= Given records =
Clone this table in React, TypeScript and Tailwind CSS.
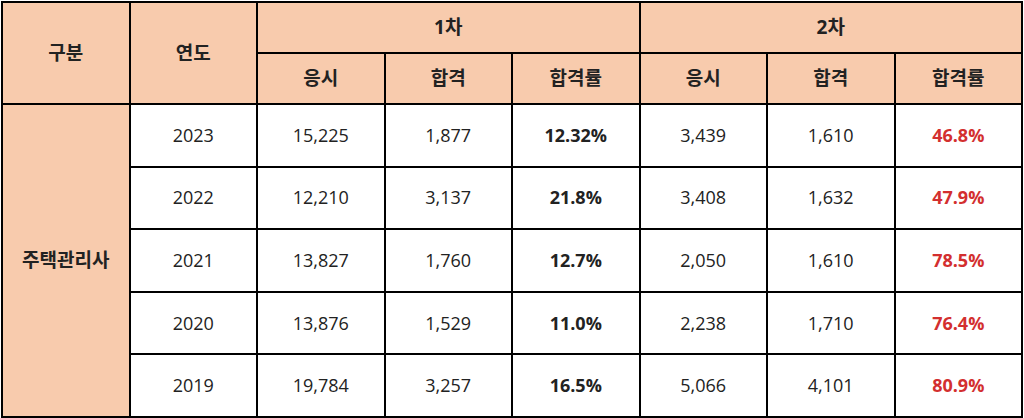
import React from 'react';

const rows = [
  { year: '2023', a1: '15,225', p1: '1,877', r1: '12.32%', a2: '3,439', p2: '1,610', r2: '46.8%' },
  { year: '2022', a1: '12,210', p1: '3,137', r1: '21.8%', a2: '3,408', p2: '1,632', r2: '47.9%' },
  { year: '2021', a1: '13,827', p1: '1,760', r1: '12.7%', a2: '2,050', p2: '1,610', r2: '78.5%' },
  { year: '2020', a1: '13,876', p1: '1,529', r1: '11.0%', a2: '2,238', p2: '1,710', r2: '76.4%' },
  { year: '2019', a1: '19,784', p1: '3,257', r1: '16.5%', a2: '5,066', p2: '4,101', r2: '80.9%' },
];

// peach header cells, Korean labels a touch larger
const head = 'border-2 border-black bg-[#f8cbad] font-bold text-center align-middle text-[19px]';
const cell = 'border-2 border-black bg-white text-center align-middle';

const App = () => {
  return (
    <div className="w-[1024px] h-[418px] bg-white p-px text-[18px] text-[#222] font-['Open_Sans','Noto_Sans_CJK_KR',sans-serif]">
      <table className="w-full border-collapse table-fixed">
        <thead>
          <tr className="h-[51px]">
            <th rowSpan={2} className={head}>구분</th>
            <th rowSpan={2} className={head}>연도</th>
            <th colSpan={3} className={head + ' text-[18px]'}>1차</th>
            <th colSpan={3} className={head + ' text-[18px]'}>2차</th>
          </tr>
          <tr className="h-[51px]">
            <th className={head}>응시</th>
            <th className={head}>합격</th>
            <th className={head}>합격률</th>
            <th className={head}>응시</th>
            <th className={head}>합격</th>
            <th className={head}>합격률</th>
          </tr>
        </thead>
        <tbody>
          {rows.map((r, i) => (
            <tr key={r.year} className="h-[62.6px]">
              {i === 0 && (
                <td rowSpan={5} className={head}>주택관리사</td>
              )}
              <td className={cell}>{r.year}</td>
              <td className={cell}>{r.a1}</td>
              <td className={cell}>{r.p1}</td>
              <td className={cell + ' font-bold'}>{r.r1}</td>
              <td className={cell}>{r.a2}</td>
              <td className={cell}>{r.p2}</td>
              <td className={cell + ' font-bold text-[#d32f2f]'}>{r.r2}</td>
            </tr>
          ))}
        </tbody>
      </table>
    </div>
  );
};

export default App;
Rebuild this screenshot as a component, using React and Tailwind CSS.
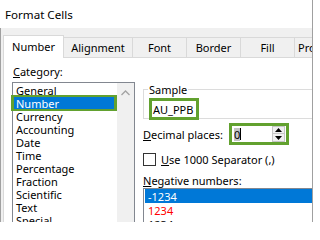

* * *

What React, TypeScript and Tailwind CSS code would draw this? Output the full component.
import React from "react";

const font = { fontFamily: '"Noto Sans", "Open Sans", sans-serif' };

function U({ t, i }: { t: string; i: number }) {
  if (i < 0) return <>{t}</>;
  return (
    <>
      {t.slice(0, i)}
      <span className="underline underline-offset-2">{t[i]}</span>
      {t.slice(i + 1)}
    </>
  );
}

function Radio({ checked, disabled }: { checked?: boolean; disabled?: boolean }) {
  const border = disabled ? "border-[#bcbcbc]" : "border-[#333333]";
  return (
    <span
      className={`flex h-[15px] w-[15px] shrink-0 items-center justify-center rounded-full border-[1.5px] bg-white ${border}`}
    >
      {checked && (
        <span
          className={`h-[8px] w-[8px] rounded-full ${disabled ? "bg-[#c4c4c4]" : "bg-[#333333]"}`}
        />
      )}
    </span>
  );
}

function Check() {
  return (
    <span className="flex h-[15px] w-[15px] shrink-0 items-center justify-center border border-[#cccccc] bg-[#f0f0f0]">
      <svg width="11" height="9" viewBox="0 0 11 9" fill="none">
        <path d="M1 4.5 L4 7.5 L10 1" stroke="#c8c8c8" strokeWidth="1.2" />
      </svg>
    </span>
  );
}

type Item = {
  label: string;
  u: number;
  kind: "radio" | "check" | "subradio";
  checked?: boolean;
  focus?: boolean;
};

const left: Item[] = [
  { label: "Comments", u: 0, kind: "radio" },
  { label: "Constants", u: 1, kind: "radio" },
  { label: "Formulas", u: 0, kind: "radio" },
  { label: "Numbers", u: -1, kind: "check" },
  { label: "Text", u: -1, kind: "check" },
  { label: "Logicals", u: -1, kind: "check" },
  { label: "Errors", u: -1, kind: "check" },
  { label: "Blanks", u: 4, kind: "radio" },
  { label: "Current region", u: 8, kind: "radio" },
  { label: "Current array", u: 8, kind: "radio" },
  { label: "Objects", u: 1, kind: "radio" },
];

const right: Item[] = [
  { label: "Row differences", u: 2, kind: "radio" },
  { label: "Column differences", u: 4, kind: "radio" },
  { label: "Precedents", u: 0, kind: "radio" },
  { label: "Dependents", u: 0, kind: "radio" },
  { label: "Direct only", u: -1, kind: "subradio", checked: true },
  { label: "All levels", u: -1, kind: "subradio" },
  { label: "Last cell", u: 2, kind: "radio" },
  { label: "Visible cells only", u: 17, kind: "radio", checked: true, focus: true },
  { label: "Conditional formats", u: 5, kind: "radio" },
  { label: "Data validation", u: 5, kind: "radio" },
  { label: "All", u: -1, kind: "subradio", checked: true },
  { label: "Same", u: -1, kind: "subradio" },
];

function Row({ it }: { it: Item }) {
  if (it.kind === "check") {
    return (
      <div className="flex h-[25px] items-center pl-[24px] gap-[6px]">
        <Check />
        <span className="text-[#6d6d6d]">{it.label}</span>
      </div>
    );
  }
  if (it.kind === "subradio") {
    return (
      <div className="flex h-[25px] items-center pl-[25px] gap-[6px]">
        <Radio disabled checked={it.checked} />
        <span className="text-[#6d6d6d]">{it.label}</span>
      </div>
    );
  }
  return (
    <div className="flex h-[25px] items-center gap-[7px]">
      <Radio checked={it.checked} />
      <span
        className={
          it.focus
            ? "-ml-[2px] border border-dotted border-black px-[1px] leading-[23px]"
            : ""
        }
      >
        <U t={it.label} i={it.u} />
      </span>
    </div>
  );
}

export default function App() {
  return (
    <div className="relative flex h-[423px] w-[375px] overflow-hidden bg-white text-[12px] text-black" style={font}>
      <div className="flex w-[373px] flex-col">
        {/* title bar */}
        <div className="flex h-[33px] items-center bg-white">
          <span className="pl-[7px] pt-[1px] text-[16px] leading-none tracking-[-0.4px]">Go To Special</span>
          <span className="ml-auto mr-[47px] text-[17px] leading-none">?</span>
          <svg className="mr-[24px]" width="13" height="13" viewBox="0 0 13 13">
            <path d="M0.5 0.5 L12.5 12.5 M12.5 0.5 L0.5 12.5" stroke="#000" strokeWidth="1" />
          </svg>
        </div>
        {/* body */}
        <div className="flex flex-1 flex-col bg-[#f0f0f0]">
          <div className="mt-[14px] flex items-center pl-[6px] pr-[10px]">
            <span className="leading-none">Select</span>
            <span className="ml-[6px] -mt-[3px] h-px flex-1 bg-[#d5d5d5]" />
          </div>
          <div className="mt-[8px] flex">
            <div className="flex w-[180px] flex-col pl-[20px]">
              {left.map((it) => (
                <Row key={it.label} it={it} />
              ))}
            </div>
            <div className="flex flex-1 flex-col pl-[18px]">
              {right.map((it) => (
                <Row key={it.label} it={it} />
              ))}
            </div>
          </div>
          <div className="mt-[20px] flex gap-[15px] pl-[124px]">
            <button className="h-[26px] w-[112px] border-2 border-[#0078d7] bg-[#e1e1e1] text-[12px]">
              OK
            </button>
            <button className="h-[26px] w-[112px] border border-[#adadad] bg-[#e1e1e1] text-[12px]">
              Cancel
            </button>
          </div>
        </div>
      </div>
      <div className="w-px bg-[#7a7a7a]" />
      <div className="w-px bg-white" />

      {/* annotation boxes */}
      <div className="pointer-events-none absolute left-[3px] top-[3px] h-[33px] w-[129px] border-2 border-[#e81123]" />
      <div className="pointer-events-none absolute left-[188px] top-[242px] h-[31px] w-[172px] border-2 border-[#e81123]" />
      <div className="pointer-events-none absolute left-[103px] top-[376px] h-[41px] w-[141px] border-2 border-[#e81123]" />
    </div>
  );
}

= Task details =
Everything from the line that contains "Clone this table" down to the line that contains "import React from 'react';" should be written out exactly, end lines too, minus the pictures.

= Solution below =
Clone this table in React, TypeScript and Tailwind CSS.
import React from 'react';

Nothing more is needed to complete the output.